- Leagues: Swiss Basketball League
- Founded: 29 September 1966; 59 years ago
- History: BBC Monthey 1966–2018 BBC Monthey-Chablais 2018–present
- Arena: Reposieux
- Capacity: 600
- Location: Monthey, Switzerland
- Team colors: Yellow and Green
- Head coach: Patrick Pebble
- Championships: 3 Swiss Championships
- Website: bbcmonthey.ch

= BBC Monthey-Chablais =

BBC Monthey-Chablais is a Swiss professional basketball team based in Monthey. The team currently plays in the Swiss Ligue Nationale de Basketball. The team has won the Swiss championships three times, in 1996, 2005 and 2017.
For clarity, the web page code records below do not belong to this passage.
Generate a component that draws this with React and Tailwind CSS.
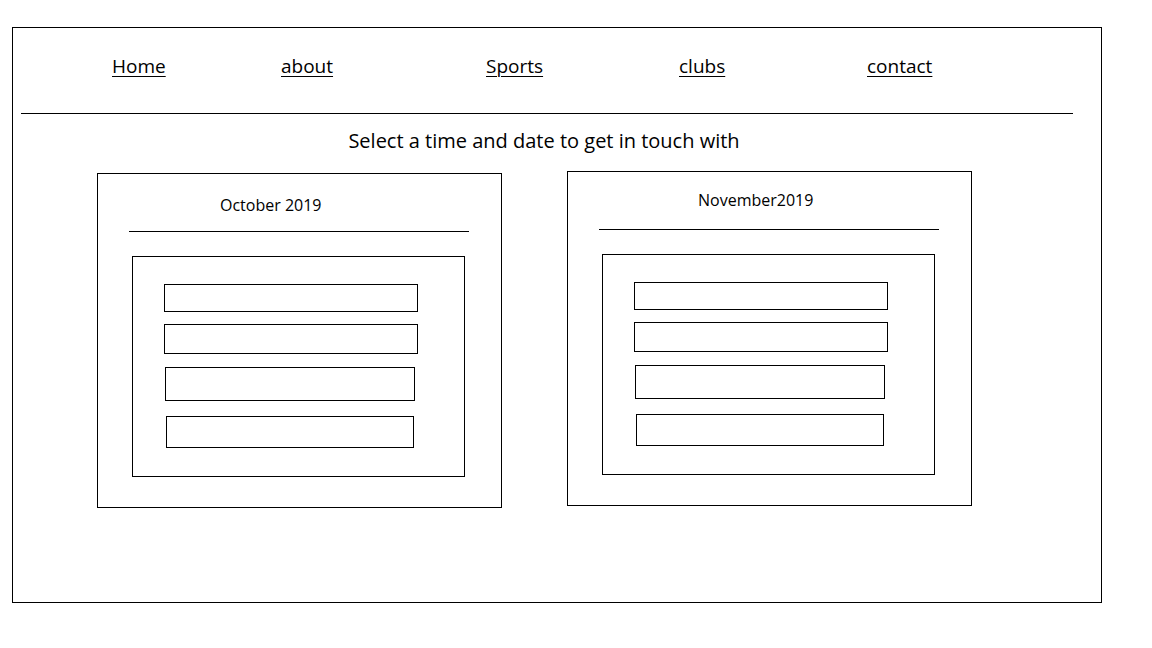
import React from "react";

const navItems = [
  { label: "Home", w: "w-[169px]" },
  { label: "about", w: "w-[205px]" },
  { label: "Sports", w: "w-[193px]" },
  { label: "clubs", w: "w-[188px]" },
  { label: "contact", w: "w-[120px]" },
];

function Rows() {
  return (
    <div className="ml-[34px] mt-[24px] flex h-[221px] w-[333px] flex-col border border-black">
      <div className="ml-[31px] mt-[27px] h-[28px] w-[254px] border border-black" />
      <div className="ml-[31px] mt-[12px] h-[30px] w-[254px] border border-black" />
      <div className="ml-[32px] mt-[13px] h-[34px] w-[250px] border border-black" />
      <div className="ml-[33px] mt-[15px] h-[32px] w-[248px] border border-black" />
    </div>
  );
}

function Card({ title, titleCls, cardCls }) {
  return (
    <div className={"flex h-[335px] w-[405px] flex-col border border-black " + cardCls}>
      <div className="h-[57px]">
        <div className={"text-[16px] leading-[20px] text-black " + titleCls}>{title}</div>
      </div>
      <div className="ml-[31px] h-px w-[340px] bg-black" />
      <Rows />
    </div>
  );
}

export default function App() {
  return (
    <div
      className="h-[648px] w-[1152px] bg-white pl-[12px] pt-[27px]"
      style={{ fontFamily: '"Open Sans", "Noto Sans", sans-serif' }}
    >
      <div className="flex h-[576px] w-[1090px] flex-col border border-black">
        <nav className="flex h-[85px] pl-[99px] pt-[26px]">
          {navItems.map((n) => (
            <div key={n.label} className={n.w}>
              <a className="text-[19px] leading-[24px] text-black underline underline-offset-[3px] decoration-1">
                {n.label}
              </a>
            </div>
          ))}
        </nav>
        <div className="ml-[8px] h-px w-[1052px] bg-black" />
        <div className="ml-[335px] mt-[15px] w-[392px] whitespace-nowrap text-center text-[20px] leading-[24px] text-black">
          Select a time and date to get in touch with
        </div>
        <div className="mt-[18px] flex items-start pl-[84px]">
          <Card title="October 2019" titleCls="pl-[122px] pt-[21px]" cardCls="mt-[2px]" />
          <Card title="November2019" titleCls="pl-[130px] pt-[18px]" cardCls="ml-[65px]" />
        </div>
      </div>
    </div>
  );
}
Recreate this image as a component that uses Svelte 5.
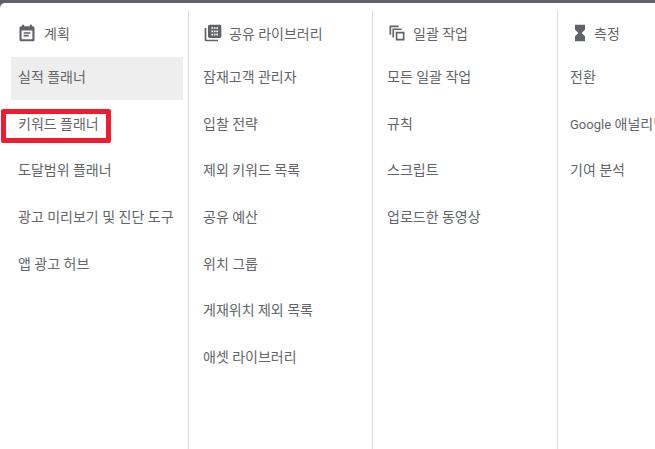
<script>
  const columns = [
    { title: '계획', icon: 'cal', w: 189, items: ['실적 플래너', '키워드 플래너', '도달범위 플래너', '광고 미리보기 및 진단 도구', '앱 광고 허브'] },
    { title: '공유 라이브러리', icon: 'lib', w: 184, items: ['잠재고객 관리자', '입찰 전략', '제외 키워드 목록', '공유 예산', '위치 그룹', '게재위치 제외 목록', '애셋 라이브러리'] },
    { title: '일괄 작업', icon: 'copy', w: 185, items: ['모든 일괄 작업', '규칙', '스크립트', '업로드한 동영상'] },
    { title: '측정', icon: 'glass', w: 97, items: ['전환', 'Google 애널리틱스', '기여 분석'] }
  ];
</script>

<div class="page">
  <div class="topbar"></div>
  <div class="panel">
    {#each columns as col, c}
      <section class="col" class:first={c === 0} class:last={c === 3} style="width:{col.w}px">
        <header class="head">
          <svg class="icon" viewBox="0 0 24 24" width="20" height="20" fill="#5f6368">
            {#if col.icon === 'cal'}
              <path fill-rule="evenodd" d="M19 4h-1V2h-2.5v2h-7V2H6v2H5C3.9 4 3 4.9 3 6v14c0 1.100.9 2 2 2h14c1.100 0 2-.9 2-2V6c0-1.100-.9-2-2-2zm-.5 15.500h-13V9h13v10.500zM8 11h8v2H8zm0 3.200h6v2H8z"/>
            {:else if col.icon === 'lib'}
              <path fill-rule="evenodd" d="M4 6H2v14c0 1.100.9 2 2 2h14v-2H4V6zm16-4H8c-1.100 0-2 .9-2 2v12c0 1.100.9 2 2 2h12c1.100 0 2-.9 2-2V4c0-1.100-.9-2-2-2zM10 5h2v2h-2zm3 0h2v2h-2zm3 0h2v2h-2zm-6 4h2v2h-2zm3 0h2v2h-2zm3 0h2v2h-2zm-6 4h2v2h-2zm3 0h2v2h-2zm3 0h2v2h-2z"/>
            {:else if col.icon === 'copy'}
              <path fill-rule="evenodd" d="M3 3h11v2H5v9H3V5zM6.500 6.500h11v2h-9v9h-2zM10.500 10.500H21V21H10.500zm2 2V19H19v-6.500z"/>
            {:else}
              <path d="M6 2h12v6l-4 4 4 4v6H6v-6l4-4-4-4z"/>
            {/if}
          </svg>
          <span>{col.title}</span>
        </header>
        <ul>
          {#each col.items as item}
            <li class:active={item === '실적 플래너'}>
              {#if item.startsWith('Google')}<span class="latin">Google</span> 애널리틱스{:else}{item}{/if}
            </li>
          {/each}
        </ul>
        {#if c === 0}
          <div class="highlight"></div>
        {/if}
      </section>
    {/each}
  </div>
</div>

<style>
  :global(body) { margin: 0; background: #fff; }
  .page {
    width: 655px;
    height: 449px;
    overflow: hidden;
    display: flex;
    flex-direction: column;
    background: #5f6368;
    font-family: Roboto, "Noto Sans CJK KR", sans-serif;
    color: #62666a;
    font-size: 14px;
  }
  .topbar { height: 3px; flex: none; }
  .panel {
    flex: 1;
    display: flex;
    padding-top: 7px;
    background: #fff;
    border-top-left-radius: 5px;
  }
  .col {
    position: relative;
    box-sizing: border-box;
    flex: none;
    border-right: 1px solid #dadce0;
    white-space: nowrap;
    overflow: hidden;
  }
  .col.last { border-right: 0; }
  .col.last ul { padding-left: 0; }
  .col.last li { padding-left: 12px; }
  .col.last .head { padding-left: 12px; gap: 4px; }
  .head {
    display: flex;
    align-items: center;
    height: 47px;
    box-sizing: border-box;
    padding: 0 0 2px 14px;
    gap: 6px;
  }
  .col.first .head { padding-left: 17px; gap: 7px; }
  .icon { flex: none; }
  ul {
    list-style: none;
    margin: 0;
    padding: 0 5px 0 0;
  }
  .col.first ul { padding-left: 11px; }
  li {
    height: 43px;
    margin-bottom: 3.67px;
    line-height: 41px;
    padding-left: 14px;
  }
  .col.first li { padding-left: 7px; }
  li.active { background: #eeeeee; }
  .latin { font-size: 13px; }
  .highlight {
    position: absolute;
    left: 1px;
    top: 99px;
    width: 110px;
    height: 34px;
    box-sizing: border-box;
    border: 5px solid #ee1c2e;
    border-radius: 2px;
  }
</style>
In July 2018, the club changed its name from BBC Monthey to BBC Monthey-Chablais.
==Trophies==
- Swiss Basketball League
  - Winners (3): 1995–96, 2004–05, 2016–17

- Swiss Cup
  - Winners (2): 2003, 2006

- Swiss Basketball League Cup
  - Winners (2): 2016, 2017

==Players==
===Notable players===
- Set a club record or won an individual award as a professional player.

- Played at least one official international match for his senior national team at any time.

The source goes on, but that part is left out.